O segundo episódio, profundamente trágico, foi assim descrito por meu irmão Bruno:

Jô era uma mulher sensitiva, talvez uma médium. Vivi uma experiência especial com ela, em função desta capacidade incomum dela. À noite, no dia seguinte à minha prisão e à primeira sessão de tortura, tentei me comunicar mentalmente com ela, para que soubesse que eu fora preso. Ela estava escrevendo uma carta para Jório e, nela, relata que estava me sentindo ao lado dela, machucado e sangrando, com uma calça jeans e sem camisa. Não tenho dúvida de que nos comunicamos – naquele transe – mediunicamente, seja lá o que for que isto significa.”

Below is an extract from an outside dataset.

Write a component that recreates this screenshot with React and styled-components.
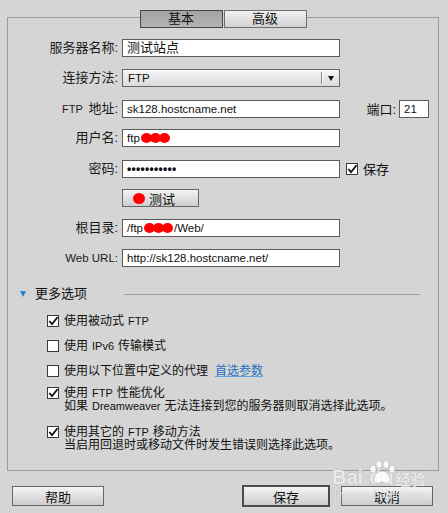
import React from "react";
import styled, { createGlobalStyle, css } from "styled-components";

const GlobalStyle = createGlobalStyle`
  html, body { margin: 0; padding: 0; }
  body {
    background: #d5d5d5;
    font-family: "Liberation Sans", "Noto Sans CJK SC", sans-serif;
    font-size: 12px;
    color: #111;
  }
  * { box-sizing: border-box; }
`;

const Page = styled.div`
  position: relative;
  width: 448px;
  height: 513px;
  padding: 6px 9px 0 7px;
  overflow: hidden;
`;

const Panel = styled.fieldset`
  margin: 0;
  padding: 11px 0 18px;
  min-inline-size: 0;
  border: 1px solid #9d9d9d;
`;

const TabBar = styled.legend`
  display: flex;
  gap: 1px;
  margin: 0 auto;
  padding: 4px 0 0;
`;

const Tab = styled.div`
  width: 83px;
  height: 18px;
  display: flex;
  align-items: center;
  justify-content: center;
  font-size: 13px;
  line-height: 16px;
  border: 1px solid #6f6f6f;
  background: linear-gradient(#f0f0f0, #d2d2d2);
  ${(p) =>
    p.$active &&
    css`
      border-color: #474747;
      background: linear-gradient(#a3a3a3, #b3b3b3);
    `}
`;

const Form = styled.div`
  display: flex;
  flex-direction: column;
  gap: 12px;
`;

const Row = styled.div`
  display: grid;
  grid-template-columns: 110px 218px 85px;
  column-gap: 4px;
  height: 18px;
  align-items: center;
`;

const Label = styled.div`
  text-align: right;
  white-space: nowrap;
  font-size: ${(p) => (p.$latin ? "11.5px" : "13px")};
  line-height: 18px;
  color: #1a1a1a;
`;

const TextBox = styled.div`
  height: 18px;
  border: 1px solid #5b5b5b;
  background: #fff;
  padding: 0 4px;
  display: flex;
  align-items: center;
  font-size: ${(p) => (p.$cjk ? "13px" : "11.5px")};
  line-height: 16px;
  white-space: nowrap;
  overflow: hidden;
  color: #111;
  ${(p) =>
    p.$dots &&
    css`
      font-size: 12px;
      font-weight: bold;
      letter-spacing: 0.3px;
    `}
`;

const Select = styled.div`
  height: 18px;
  border: 1px solid #666;
  background: linear-gradient(#f6f6f6, #dadada);
  display: flex;
  align-items: center;
  padding-left: 5px;
  font-size: 11.5px;
`;

const SelectDivider = styled.span`
  margin-left: auto;
  width: 2px;
  height: 12px;
  border-left: 1px solid #8a8a8a;
  border-right: 1px solid #fafafa;
`;

const SelectArrow = styled.span`
  width: 16px;
  display: flex;
  justify-content: center;
  &::after {
    content: "";
    border-left: 3.5px solid transparent;
    border-right: 3.5px solid transparent;
    border-top: 5px solid #111;
  }
`;

const Extra = styled.div`
  display: flex;
  align-items: center;
  justify-content: ${(p) => (p.$end ? "flex-end" : "flex-start")};
  gap: ${(p) => (p.$end ? "3px" : "5px")};
  padding-left: ${(p) => (p.$end ? "0" : "2px")};
  white-space: nowrap;
  font-size: 13px;
`;

const PortBox = styled(TextBox)`
  width: 30px;
`;

const Redact = styled.span`
  display: inline-flex;
  align-items: center;
  margin: 0 1px;
  & > i {
    display: block;
    width: 11px;
    height: 10px;
    border-radius: 50%;
    background: #f00;
    margin-left: -2px;
  }
  & > i:first-child {
    margin-left: 0;
  }
`;

const Button = styled.div`
  height: ${(p) => (p.$default ? "22px" : "20px")};
  width: ${(p) => p.$w}px;
  display: flex;
  align-items: center;
  justify-content: center;
  font-size: 13px;
  border: ${(p) => (p.$default ? "2px solid #4a4a4a" : "1px solid #666")};
  background: linear-gradient(#f4f4f4, #cdcdcd);
  color: #111;
`;

const TestButton = styled(Button)`
  height: 18px;
  justify-content: flex-start;
  padding-left: 10px;
  gap: 4px;
`;

const RedDot = styled.span`
  width: 12px;
  height: 11px;
  border-radius: 50%;
  background: #f00;
`;

const Box = styled.span`
  width: 12px;
  height: 12px;
  flex: none;
  border: 1px solid #3a3a3a;
  background: #fff;
  display: flex;
  align-items: center;
  justify-content: center;
  & svg {
    display: block;
  }
`;

const MoreHeader = styled.div`
  display: flex;
  align-items: center;
  margin: 20px 18px 0 12px;
  font-size: 13px;
  line-height: 14px;
`;

const Disclosure = styled.span`
  width: 0;
  height: 0;
  border-left: 3.5px solid transparent;
  border-right: 3.5px solid transparent;
  border-top: 6px solid #2b80d0;
  margin-right: 9px;
`;

const HeaderRule = styled.span`
  flex: 1;
  height: 1px;
  background: #9d9d9d;
  margin-left: 37px;
`;

const Options = styled.div`
  display: flex;
  flex-direction: column;
  padding-left: 39px;
  margin-top: 14px;
  gap: 13px;
`;

const OptionGroup = styled.div`
  display: flex;
  flex-direction: column;
  margin-top: ${(p) => (p.$tight ? "-3px" : "0")};
`;

const OptionRow = styled.div`
  display: flex;
  align-items: center;
  gap: 5px;
  font-size: 12px;
  line-height: 12px;
  height: 12px;
  white-space: nowrap;
`;

const Small = styled.span`
  font-size: 11px;
  margin: 0 ${(p) => (p.$tight ? 2 : 4)}px;
`;

const Desc = styled.div`
  padding-left: 17px;
  margin-top: 1px;
  font-size: 12px;
  line-height: 13px;
  height: 13px;
  white-space: nowrap;
`;

const Link = styled.span`
  color: #1f6fc0;
  text-decoration: underline;
  text-decoration-color: #6aa0d8;
  margin-left: 7px;
`;

const Footer = styled.div`
  display: flex;
  align-items: center;
  gap: 11px;
  margin-top: 14px;
  padding: 0 6px 0 5px;
`;

const Spacer = styled.div`
  flex: 1;
`;

const Watermark = styled.div`
  position: absolute;
  left: 332px;
  top: 460px;
  width: 100px;
  height: 52px;
  color: rgba(255, 255, 255, 0.8);
  text-shadow: 0 0 1px rgba(90, 90, 90, 0.45);
  pointer-events: none;
`;

const WmTop = styled.div`
  display: flex;
  align-items: flex-end;
  font-family: "Liberation Sans", sans-serif;
  font-weight: bold;
  font-size: 20px;
  line-height: 22px;
  margin-top: 6px;
`;

const WmCn = styled.span`
  font-family: "Noto Sans CJK SC", sans-serif;
  font-size: 15px;
  font-weight: bold;
  line-height: 18px;
  margin-left: 2px;
`;

const WmUrl = styled.div`
  font-size: 11px;
  line-height: 12px;
  margin-left: 2px;
  letter-spacing: 0.2px;
`;

const Paw = styled.svg`
  position: absolute;
  left: 34px;
  top: 0;
`;

const Check = () => (
  <svg width="10" height="10" viewBox="0 0 10 10">
    <path d="M1.3 5 L4 8 L9.5 1.2" fill="none" stroke="#111" strokeWidth="1.8" />
  </svg>
);

const CheckBox = ({ checked }) => <Box>{checked && <Check />}</Box>;

const Blob = () => (
  <Redact>
    <i />
    <i />
    <i />
  </Redact>
);

export default function App() {
  return (
    <>
      <GlobalStyle />
      <Page>
        <Panel>
          <TabBar>
            <Tab $active>基本</Tab>
            <Tab>高级</Tab>
          </TabBar>
          <Form>
            <Row>
              <Label>服务器名称:</Label>
              <TextBox $cjk>测试站点</TextBox>
            </Row>
            <Row>
              <Label>连接方法:</Label>
              <Select>
                FTP
                <SelectDivider />
                <SelectArrow />
              </Select>
            </Row>
            <Row>
              <Label>
                <Small $tight>FTP</Small> 地址:
              </Label>
              <TextBox>sk128.hostcname.net</TextBox>
              <Extra $end>
                端口:
                <PortBox>21</PortBox>
              </Extra>
            </Row>
            <Row>
              <Label>用户名:</Label>
              <TextBox>
                ftp
                <Blob />
              </TextBox>
            </Row>
            <Row>
              <Label>密码:</Label>
              <TextBox $dots>•••••••••••</TextBox>
              <Extra>
                <CheckBox checked />
                保存
              </Extra>
            </Row>
            <Row>
              <span />
              <div>
                <TestButton $w={77}>
                  <RedDot />
                  测试
                </TestButton>
              </div>
            </Row>
            <Row>
              <Label>根目录:</Label>
              <TextBox>
                /ftp
                <Blob />
                /Web/
              </TextBox>
            </Row>
            <Row>
              <Label $latin>Web URL:</Label>
              <TextBox>http://sk128.hostcname.net/</TextBox>
            </Row>
          </Form>

          <MoreHeader>
            <Disclosure />
            更多选项
            <HeaderRule />
          </MoreHeader>

          <Options>
            <OptionGroup>
              <OptionRow>
                <CheckBox checked />
                <span>
                  使用被动式<Small>FTP</Small>
                </span>
              </OptionRow>
            </OptionGroup>
            <OptionGroup>
              <OptionRow>
                <CheckBox />
                <span>
                  使用<Small>IPv6</Small>传输模式
                </span>
              </OptionRow>
            </OptionGroup>
            <OptionGroup>
              <OptionRow>
                <CheckBox />
                <span>
                  使用以下位置中定义的代理<Link>首选参数</Link>
                </span>
              </OptionRow>
            </OptionGroup>
            <OptionGroup $tight>
              <OptionRow>
                <CheckBox checked />
                <span>
                  使用<Small>FTP</Small>性能优化
                </span>
              </OptionRow>
              <Desc>
                如果<Small>Dreamweaver</Small>无法连接到您的服务器则取消选择此选项。
              </Desc>
            </OptionGroup>
            <OptionGroup>
              <OptionRow>
                <CheckBox checked />
                <span>
                  使用其它的<Small>FTP</Small>移动方法
                </span>
              </OptionRow>
              <Desc>当启用回退时或移动文件时发生错误则选择此选项。</Desc>
            </OptionGroup>
          </Options>
        </Panel>

        <Footer>
          <Button $w={92}>帮助</Button>
          <Spacer />
          <Button $w={88} $default>
            保存
          </Button>
          <Button $w={92}>取消</Button>
        </Footer>

        <Watermark>
          <Paw width="30" height="26" viewBox="0 0 30 26">
            <g fill="rgba(255,255,255,0.85)" stroke="rgba(120,120,120,0.35)" strokeWidth="0.8">
              <ellipse cx="7" cy="9" rx="3" ry="4" />
              <ellipse cx="13" cy="4.5" rx="3" ry="4" />
              <ellipse cx="20" cy="4.5" rx="3" ry="4" />
              <ellipse cx="26" cy="9" rx="3" ry="4" />
              <path d="M16 11 C10 11 7 18 8 21 C9 24 13 23 16 22 C19 23 23 24 24 21 C25 18 22 11 16 11 Z" />
            </g>
          </Paw>
          <WmTop>
            Bai<span style={{ marginLeft: 6 }}>du</span>
            <WmCn>经验</WmCn>
          </WmTop>
          <WmUrl>jingyan.baidu.com</WmUrl>
        </Watermark>
      </Page>
    </>
  );
}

Sim, eu estava a essa altura em Montreal e me correspondia regularmente com a mãe, recebendo as notícias dramáticas do Brasil e lhe contando de minha vida complicada no primeiro posto. E, numa dessas cartas, de repente a caligrafia dela se transformou, as letras ficaram maiores e as frases mais curtas, quando Jô disse que sentia a presença angustiada e angustiosa de Bruno, cujo paradeiro desconhecia desde que ele entrara na clandestinidade. Dias depois alguém telefonou para ela e disse apenas: “Bruno caiu.” E, quando Jô pôde enfim visitá-lo na prisão, ficou sabendo que meu irmão lhe enviara o apelo em momento de total desespero quando, creio eu, seus algozes ameaçavam matá-lo. Pena que essa carta se perdeu numa das minhas mudanças, mas foi lida por Lucia e objeto de comentários entre todos os envolvidos desde aqueles anos de chumbo.